If you are ready to find your ideal base, browse our full collection of family luxury villas in Liguria and let us help you find the right fit for your family’s particular way of travelling.
Families with very young children or toddlers tend to find the Riviera di Ponente – the western stretch of coastline toward Sanremo and Bordighera – more manageable, as it offers wider, gentler beaches and flatter town centres. The Riviera di Levante, including the Cinque Terre area, is spectacular but involves more steps, hills, and cobbled streets that make getting around with pushchairs genuinely challenging.
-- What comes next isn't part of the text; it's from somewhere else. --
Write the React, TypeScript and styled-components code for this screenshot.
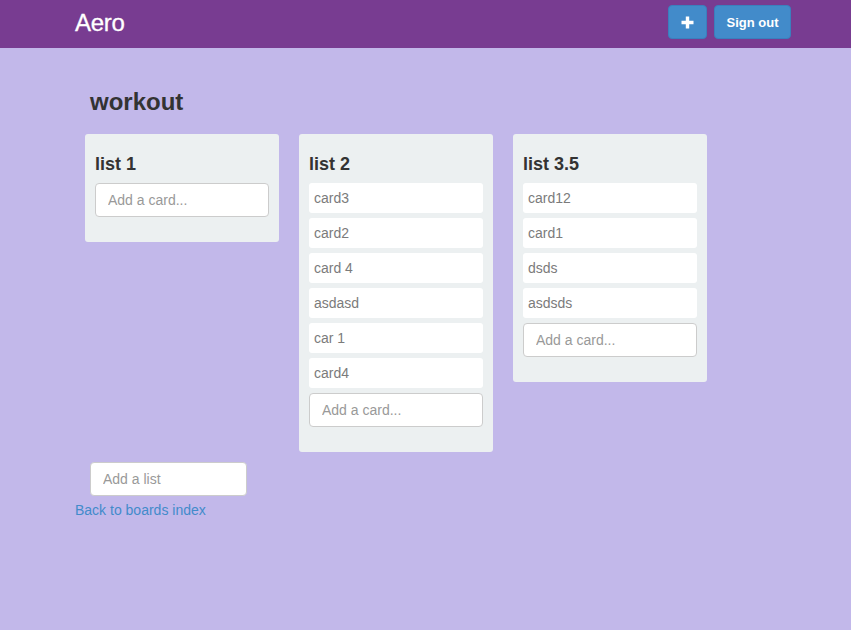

For primary school-age children and upward, both rivieras work extremely well, and the atmosphere of villages like Portofino, Santa Margherita Ligure, and Monterosso rewards families who are happy to explore on foot.
Generally yes – the Ligurian Sea is calm during the summer months, particularly in sheltered bays and around the private beach clubs (stabilimenti balneari) that dot the coast. These beach clubs typically have supervised areas and showers, making them a practical choice for families with younger swimmers. The sea floor is often rocky or pebbly rather than sandy, so water shoes are a sensible investment, particularly for children who find sharp stones beneath their feet a subject of strong opinion. Always check local conditions on the day, especially if children are swimming independently.
Late June, early July, and September are generally the best months for a family holiday in Liguria. The sea is warm enough for swimming, the weather is reliably good, and the roads and villages – particularly around the Cinque Terre – are somewhat less congested than the peak August weeks. August is fully operational and beautifully hot, but it is also when most of Italy is on holiday simultaneously, which means popular restaurants, boat trips, and walking paths should be booked well in advance. May and early June offer mild temperatures and uncrowded villages, but the sea may be cooler than younger children prefer.